Hello all. I have a rehab project that I need some input on. I purchased a 4bd 2bath home that I'm flipping in Chicago. There's no formal dinning area and the house is very sectioned off. There are two bedrooms on the main floor and I was thing of getting rid of one to create an open concept and provide a dinning area. Do you think this is a practical decision or would you leave the bedroom?Thoughts anyone?
Are there bathrooms on the main floor? If you are going to eliminate one bedroom on the main floor, is there a way to make the remaining bedroom a little bigger and make it a master suite with a bathroom?
While there are many variations in markets, my experience has been that removing a bedroom drops the value of a property.
If one of the bedrooms is really small you might be able to get away with removing it, but as Jerry said generally removing a bedroom will cause a drop in the valve.
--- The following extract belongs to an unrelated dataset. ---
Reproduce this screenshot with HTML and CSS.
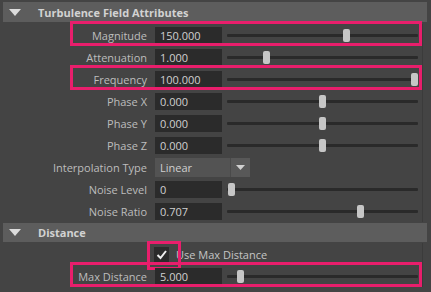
FILE: index.html
```html
<!DOCTYPE html>
<html lang="en">
<head>
    <meta charset="UTF-8">
    <title>Turbulence Field Attributes</title>
    <link rel="stylesheet" href="styles.css">
</head>
<body>

    <!-- Turbulence section -->
    <div class="section first">
        <div class="section-header">
            <svg class="arrow" width="12" height="7" viewBox="0 0 12 7"><polygon points="0,0 12,0 6,7" fill="#dcdcdc"/></svg>
            Turbulence Field Attributes
        </div>

        <div class="row marked">
            <span class="label">Magnitude</span>
            <div class="field">150.000</div>
            <div class="slider"><div class="rail"><div class="handle" style="left: 63%"></div></div></div>
        </div>
        <div class="row">
            <span class="label">Attenuation</span>
            <div class="field">1.000</div>
            <div class="slider"><div class="rail"><div class="handle" style="left: 19.6%"></div></div></div>
        </div>
        <div class="row marked">
            <span class="label">Frequency</span>
            <div class="field">100.000</div>
            <div class="slider"><div class="rail"><div class="handle" style="left: 100%"></div></div></div>
        </div>
        <div class="row">
            <span class="label">Phase X</span>
            <div class="field">0.000</div>
            <div class="slider"><div class="rail"><div class="handle" style="left: 50%"></div></div></div>
        </div>
        <div class="row">
            <span class="label">Phase Y</span>
            <div class="field">0.000</div>
            <div class="slider"><div class="rail"><div class="handle" style="left: 50%"></div></div></div>
        </div>
        <div class="row">
            <span class="label">Phase Z</span>
            <div class="field">0.000</div>
            <div class="slider"><div class="rail"><div class="handle" style="left: 50%"></div></div></div>
        </div>
        <div class="row">
            <span class="label">Interpolation Type</span>
            <div class="dropdown">
                <span class="dropdown-value">Linear</span>
                <span class="dropdown-button">
                    <svg width="9" height="5" viewBox="0 0 9 5"><polygon points="0,0 9,0 4.5,5" fill="#d0d0d0"/></svg>
                </span>
            </div>
        </div>
        <div class="row">
            <span class="label">Noise Level</span>
            <div class="field">0</div>
            <div class="slider"><div class="rail"><div class="handle" style="left: 0%"></div></div></div>
        </div>
        <div class="row">
            <span class="label">Noise Ratio</span>
            <div class="field">0.707</div>
            <div class="slider"><div class="rail"><div class="handle" style="left: 70.7%"></div></div></div>
        </div>
    </div>

    <!-- Distance section -->
    <div class="section">
        <div class="section-header">
            <svg class="arrow" width="12" height="7" viewBox="0 0 12 7"><polygon points="0,0 12,0 6,7" fill="#dcdcdc"/></svg>
            Distance
        </div>

        <div class="row">
            <span class="label"></span>
            <span class="checkbox marked-box">
                <svg width="15" height="15" viewBox="0 0 15 15"><polyline points="3.5,8 6.5,11 12,4" fill="none" stroke="#f0f0f0" stroke-width="2"/></svg>
            </span>
            <span class="check-label">Use Max Distance</span>
        </div>
        <div class="row marked">
            <span class="label">Max Distance</span>
            <div class="field">5.000</div>
            <div class="slider"><div class="rail"><div class="handle" style="left: 5%"></div></div></div>
        </div>
    </div>

</body>
</html>
```

FILE: styles.css
```css
/* General Reset */
* {
    margin: 0;
    padding: 0;
    box-sizing: border-box;
}

body {
    font-family: 'Open Sans', 'Liberation Sans', sans-serif;
    font-size: 11px;
    background-color: #444444;
    color: #bdbdbd;
    width: 431px;
    height: 292px;
    overflow: hidden;
    padding: 2px 4px 0 3px;
}

/* Section Headers */
.section-header {
    display: flex;
    align-items: center;
    height: 20px;
    background-color: #5d5d5d;
    color: #d2d2d2;
    font-weight: 700;
    padding-left: 6px;
}

.section-header .arrow {
    margin-right: 17px;
}

.section.first .section-header {
    margin-bottom: 2px;
}

.section + .section .section-header {
    height: 19px;
    margin-top: 1px;
    margin-bottom: 1px;
}

/* Attribute Rows */
.row {
    position: relative;
    display: flex;
    align-items: center;
    height: 22px;
    padding-right: 4px;
    border-right: 1px solid #3b3b3b;
    margin-right: 4px;
}

.label {
    width: 144px;
    margin-right: 8px;
    text-align: right;
    flex-shrink: 0;
}

.field {
    width: 67px;
    height: 17px;
    line-height: 17px;
    background-color: #2b2b2b;
    color: #d0d0d0;
    padding-left: 5px;
    flex-shrink: 0;
}

/* Sliders */
.slider {
    flex: 1;
    height: 3px;
    margin-left: 5px;
    background-color: #2a2a2a;
    border-radius: 1px;
    padding: 0 4px;
}

.rail {
    position: relative;
    height: 3px;
}

.handle {
    position: absolute;
    top: -5px;
    width: 7px;
    height: 13px;
    margin-left: -3.5px;
    background-color: #c6c6c6;
    border-radius: 2px;
}

/* Dropdown */
.dropdown {
    display: flex;
    height: 19px;
    background-color: #535353;
}

.dropdown-value {
    width: 76px;
    line-height: 19px;
    padding-left: 5px;
    color: #cfcfcf;
    border-right: 1px solid #4a4a4a;
}

.dropdown-button {
    display: flex;
    align-items: center;
    justify-content: center;
    width: 19px;
    background-color: #585858;
}

/* Checkbox */
.checkbox {
    position: relative;
    display: flex;
    width: 15px;
    height: 15px;
    margin-left: -1px;
    background-color: #2b2b2b;
}

.check-label {
    margin-left: 7px;
    color: #c4c4c4;
}

/* Pink highlight marks */
.row.marked::after {
    content: "";
    position: absolute;
    left: 67px;
    right: 0;
    top: -3px;
    bottom: 0;
    border: 3px solid #e91e6c;
}

.marked-box::after {
    content: "";
    position: absolute;
    left: -7px;
    top: -6px;
    width: 28px;
    height: 23px;
    border: 3px solid #e91e6c;
}
```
I would also check the other home in the area you will not want to be the only home in the neighbor hood that does not have 4 bedrooms.
You pose an interesting question: Which will add more value to a flip... a clunky, dysfunctional, outdated floorplan with an extra bedroom, or an open, updated, more functional plan, with one less bedroom?
Personally, from a designer's perspective, I would always go for the updated plan. From a marketing point-of-view, I would want to know exactly who my target demographic is for that exact neighborhood.
It's very possible that even if most of the homes in your immediate area have four bedrooms but with clunky floorplans, a tastefully updated 3/2 might set you apart very positively, and possibly add more value.
I had a similar experience where, in the subdivision of boring tract homes, my only for-sale-competition was an EXACT same house but with an added family room with a fireplace.
I put my renovated flip on the market for MORE money than the one with the added family room and fireplace. The realtor (who was the experienced "expert" for the area, and the other improved house) came by and told me I was out of my mind.
My house sold in five days at full price, while hers STILL sat on the market.
In my experience and humble opinion, as long as you have a demographic that appreciates it (and the buying public gets more sophisticated every day), good, tasteful, updated design sells every time.
Thank for all the input. Yes Ruth there are two bedrooms on the main floor. And I usually stick to the concept of keeping bedrooms for value. But Jeff I agree with you whole heartedly that buyers are now more sophisticated and are looking for certain things and design aspects in a home, thanks largely to these home flipping and design shows on tv. Thanks again for your input.